What you have to do - List all lines of the data that include the string "index".
** Start of Dataset content **
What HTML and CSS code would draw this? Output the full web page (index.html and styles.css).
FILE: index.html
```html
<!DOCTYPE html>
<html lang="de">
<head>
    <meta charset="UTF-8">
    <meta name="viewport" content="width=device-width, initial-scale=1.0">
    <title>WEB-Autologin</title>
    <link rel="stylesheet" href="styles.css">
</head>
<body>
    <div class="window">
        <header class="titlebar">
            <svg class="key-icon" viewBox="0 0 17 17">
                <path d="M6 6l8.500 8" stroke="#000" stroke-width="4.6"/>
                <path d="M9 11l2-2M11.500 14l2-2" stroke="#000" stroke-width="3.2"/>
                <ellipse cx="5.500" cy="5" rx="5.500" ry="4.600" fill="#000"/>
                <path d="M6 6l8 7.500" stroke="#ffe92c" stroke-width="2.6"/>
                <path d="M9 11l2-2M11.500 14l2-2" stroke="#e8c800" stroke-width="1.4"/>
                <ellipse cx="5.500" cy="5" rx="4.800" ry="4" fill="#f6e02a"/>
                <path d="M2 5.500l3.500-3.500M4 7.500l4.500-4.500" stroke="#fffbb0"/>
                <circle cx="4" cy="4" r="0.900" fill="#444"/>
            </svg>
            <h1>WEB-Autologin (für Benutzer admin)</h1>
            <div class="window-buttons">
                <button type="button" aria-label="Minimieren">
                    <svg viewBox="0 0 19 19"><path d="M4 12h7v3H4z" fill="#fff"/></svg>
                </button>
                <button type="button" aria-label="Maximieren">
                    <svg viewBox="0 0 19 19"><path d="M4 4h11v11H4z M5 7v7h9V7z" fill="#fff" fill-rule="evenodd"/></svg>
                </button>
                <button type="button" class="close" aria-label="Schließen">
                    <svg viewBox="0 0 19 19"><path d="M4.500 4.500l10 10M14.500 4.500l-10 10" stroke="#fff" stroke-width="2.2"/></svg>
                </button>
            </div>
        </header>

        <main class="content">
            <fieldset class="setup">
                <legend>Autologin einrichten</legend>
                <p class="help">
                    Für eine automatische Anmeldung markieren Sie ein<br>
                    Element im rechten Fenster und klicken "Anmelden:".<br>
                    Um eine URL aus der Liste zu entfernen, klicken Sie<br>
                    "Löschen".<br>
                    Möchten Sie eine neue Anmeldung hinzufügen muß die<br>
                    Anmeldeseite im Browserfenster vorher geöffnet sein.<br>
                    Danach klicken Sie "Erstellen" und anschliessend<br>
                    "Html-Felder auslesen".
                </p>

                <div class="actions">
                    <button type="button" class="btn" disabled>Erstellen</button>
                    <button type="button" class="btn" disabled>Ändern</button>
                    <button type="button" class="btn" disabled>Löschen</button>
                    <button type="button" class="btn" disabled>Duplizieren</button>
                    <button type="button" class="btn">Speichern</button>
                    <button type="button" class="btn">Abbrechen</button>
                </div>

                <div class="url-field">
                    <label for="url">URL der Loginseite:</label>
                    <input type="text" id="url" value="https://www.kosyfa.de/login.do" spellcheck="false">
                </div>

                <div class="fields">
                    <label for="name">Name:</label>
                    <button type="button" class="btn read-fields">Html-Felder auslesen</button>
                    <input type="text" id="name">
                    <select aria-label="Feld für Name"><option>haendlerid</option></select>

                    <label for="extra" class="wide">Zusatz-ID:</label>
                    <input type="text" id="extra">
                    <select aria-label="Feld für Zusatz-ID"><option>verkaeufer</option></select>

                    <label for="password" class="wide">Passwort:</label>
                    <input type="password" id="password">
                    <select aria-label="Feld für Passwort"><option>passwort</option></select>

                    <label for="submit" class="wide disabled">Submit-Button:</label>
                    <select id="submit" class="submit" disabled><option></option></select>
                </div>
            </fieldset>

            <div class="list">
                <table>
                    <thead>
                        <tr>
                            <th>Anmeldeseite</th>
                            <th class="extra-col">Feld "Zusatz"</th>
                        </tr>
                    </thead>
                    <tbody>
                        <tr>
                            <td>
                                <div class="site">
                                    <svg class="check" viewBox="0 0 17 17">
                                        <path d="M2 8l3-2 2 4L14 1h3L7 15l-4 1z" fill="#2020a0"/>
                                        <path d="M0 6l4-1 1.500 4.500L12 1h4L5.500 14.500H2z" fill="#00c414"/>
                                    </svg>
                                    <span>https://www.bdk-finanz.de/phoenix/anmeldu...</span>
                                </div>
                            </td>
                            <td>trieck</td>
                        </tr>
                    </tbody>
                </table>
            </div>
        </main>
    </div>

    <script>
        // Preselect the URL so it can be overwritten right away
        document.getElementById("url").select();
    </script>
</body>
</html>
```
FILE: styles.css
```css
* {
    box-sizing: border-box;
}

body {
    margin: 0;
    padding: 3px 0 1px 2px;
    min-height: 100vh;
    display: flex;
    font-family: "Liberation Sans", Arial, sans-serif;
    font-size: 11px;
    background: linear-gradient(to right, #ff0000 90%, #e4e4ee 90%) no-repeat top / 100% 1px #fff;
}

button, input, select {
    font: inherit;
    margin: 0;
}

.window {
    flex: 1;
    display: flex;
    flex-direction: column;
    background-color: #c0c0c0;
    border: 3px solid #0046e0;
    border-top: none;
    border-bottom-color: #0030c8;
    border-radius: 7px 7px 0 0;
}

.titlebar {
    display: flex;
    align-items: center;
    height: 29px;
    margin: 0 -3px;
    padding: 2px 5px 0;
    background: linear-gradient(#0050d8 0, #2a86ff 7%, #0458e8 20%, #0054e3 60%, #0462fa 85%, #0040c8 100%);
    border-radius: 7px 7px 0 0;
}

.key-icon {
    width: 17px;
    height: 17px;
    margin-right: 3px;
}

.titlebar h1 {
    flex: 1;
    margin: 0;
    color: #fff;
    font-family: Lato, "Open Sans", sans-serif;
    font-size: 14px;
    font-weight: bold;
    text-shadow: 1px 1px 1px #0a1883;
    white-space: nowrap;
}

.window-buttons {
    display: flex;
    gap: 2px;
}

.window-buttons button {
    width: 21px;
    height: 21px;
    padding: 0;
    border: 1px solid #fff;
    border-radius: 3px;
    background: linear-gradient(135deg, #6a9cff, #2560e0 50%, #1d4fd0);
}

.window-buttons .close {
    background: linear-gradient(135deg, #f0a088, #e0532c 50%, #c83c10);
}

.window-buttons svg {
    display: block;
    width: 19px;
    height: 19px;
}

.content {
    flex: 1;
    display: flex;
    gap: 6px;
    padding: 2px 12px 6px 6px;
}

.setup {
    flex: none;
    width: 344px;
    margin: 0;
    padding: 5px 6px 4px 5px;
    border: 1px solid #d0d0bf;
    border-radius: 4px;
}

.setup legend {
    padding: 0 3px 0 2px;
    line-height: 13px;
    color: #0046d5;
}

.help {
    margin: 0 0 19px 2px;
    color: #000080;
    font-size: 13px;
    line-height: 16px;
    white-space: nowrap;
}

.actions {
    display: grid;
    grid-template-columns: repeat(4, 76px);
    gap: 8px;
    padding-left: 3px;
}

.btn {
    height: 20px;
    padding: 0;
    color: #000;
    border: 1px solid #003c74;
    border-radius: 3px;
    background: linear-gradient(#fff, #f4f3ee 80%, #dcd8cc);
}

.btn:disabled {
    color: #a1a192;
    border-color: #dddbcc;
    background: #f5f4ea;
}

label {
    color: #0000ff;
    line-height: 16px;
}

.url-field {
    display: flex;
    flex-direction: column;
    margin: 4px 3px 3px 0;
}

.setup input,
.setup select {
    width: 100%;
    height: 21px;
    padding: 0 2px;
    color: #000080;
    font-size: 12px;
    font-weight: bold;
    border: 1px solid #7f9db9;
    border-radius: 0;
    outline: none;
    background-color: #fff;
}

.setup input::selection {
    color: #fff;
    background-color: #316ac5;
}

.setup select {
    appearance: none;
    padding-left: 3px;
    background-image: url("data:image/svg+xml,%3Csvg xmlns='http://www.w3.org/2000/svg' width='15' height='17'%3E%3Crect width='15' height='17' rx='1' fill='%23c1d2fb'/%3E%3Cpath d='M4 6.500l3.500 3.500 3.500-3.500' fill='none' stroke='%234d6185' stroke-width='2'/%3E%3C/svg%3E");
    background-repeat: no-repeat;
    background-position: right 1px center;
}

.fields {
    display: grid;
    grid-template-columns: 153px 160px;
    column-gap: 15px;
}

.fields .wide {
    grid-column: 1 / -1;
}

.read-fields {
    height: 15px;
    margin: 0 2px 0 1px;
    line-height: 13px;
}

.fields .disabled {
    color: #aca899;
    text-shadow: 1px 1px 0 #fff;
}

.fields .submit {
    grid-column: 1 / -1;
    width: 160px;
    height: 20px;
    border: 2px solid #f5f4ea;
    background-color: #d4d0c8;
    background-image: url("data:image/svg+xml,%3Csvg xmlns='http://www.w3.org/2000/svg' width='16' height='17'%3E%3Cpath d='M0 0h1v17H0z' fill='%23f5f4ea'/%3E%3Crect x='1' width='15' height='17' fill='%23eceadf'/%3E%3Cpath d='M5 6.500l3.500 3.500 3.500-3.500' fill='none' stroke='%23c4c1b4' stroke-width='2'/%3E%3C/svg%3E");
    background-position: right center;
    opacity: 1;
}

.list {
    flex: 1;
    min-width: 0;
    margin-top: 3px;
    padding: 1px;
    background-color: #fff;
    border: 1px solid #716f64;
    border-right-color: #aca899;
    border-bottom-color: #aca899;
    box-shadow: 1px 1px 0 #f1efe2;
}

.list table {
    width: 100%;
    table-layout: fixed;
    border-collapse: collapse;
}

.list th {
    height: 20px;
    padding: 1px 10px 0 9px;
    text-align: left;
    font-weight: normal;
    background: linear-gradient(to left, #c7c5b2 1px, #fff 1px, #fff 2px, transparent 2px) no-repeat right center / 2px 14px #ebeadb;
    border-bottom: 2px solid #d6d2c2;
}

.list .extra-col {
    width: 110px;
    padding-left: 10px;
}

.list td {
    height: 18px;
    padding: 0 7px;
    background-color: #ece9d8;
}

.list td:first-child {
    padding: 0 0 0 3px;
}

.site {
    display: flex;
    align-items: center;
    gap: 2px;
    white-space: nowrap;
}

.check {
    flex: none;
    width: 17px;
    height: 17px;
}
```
** End of Dataset content **
Reply -
What HTML and CSS code would draw this? Output the full web page (index.html and styles.css).
FILE: index.html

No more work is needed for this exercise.